Bisnis.com, MALANG — Pelonggaran loan to value (LTV) oleh Bank Indonesia diperkirakan dapat menggairahkan penjualan rumah, terutama rumah untuk kelas menengah-bawah di Jatim.
Ketua DPD Asosiasi Pengembang Perumahan dan Permukiman Seluruh Indonesia (Apersi) Jatim Makhrus Sholeh mengatakan problem dalam pembelian rumah sering terjadi karena adanya persyaratan uang muka, meski secara pendapatan sebenarnya konsumen tergolong mampu.
“Mereka kebanyakan hidup konsumerisme sehingga sulit untuk menabung untuk mempersiapkan uang muka pembelian rumah,” katanya di Malang, Rabu (11/7/2018).
Dengan adanya ketentuan tersebut, kata dia, maka konsumen menjadi meningkat kemampuannya untuk membeli rumah secara kredit.
Jika pada awal-awal tahun KPR dirasakan memberatkan konsumen karena angsuran per bulannya tinggi dengan uang muka pembelian yang rendah bahkan 0%, maka ke depannya akan terasa ringan.

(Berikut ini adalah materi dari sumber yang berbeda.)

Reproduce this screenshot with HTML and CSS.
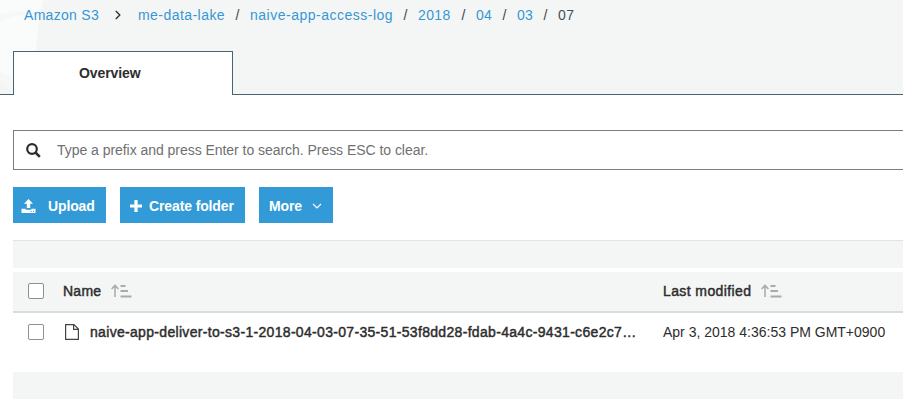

Hal itu terjadi tingkat gaji penerima KPR akan naik bersamaan dengan penaikan UMK yang juga naik setiap tahunnya.
Dengan demikian, dia berpendapat, kesiapan dalam mengucurkan KPR dengan uang muka yang rendah justru pada bank-nya. Bank tentu akan bersikap hati-hati agar penyaluran KPR dengan uang muka yang rendah tidak menaikkan NPL sehingga membebani mereka.
Karena itulah, dia menduga, dalam mengucurkan KPR dengan uang muka yang ringan, bahkan 0%, bank akan selektif. Pemohon yang diprioritaskan untuk memperoleh KPR dengan uang muka yang rendah justru mereka yang berpenghasilan tetap.
Mereka yang diuntungkan dengan kebijakan tersebut, terutama konsumen rumah menengah-bawah. Hal itu terjadi karena konsumen rumah menengah-bawah dengan harga rumah per unit Rp300 juta ke bawah paling sulit untuk menabung yang nantinya digunakan untuk uang muka pengajuan KPR.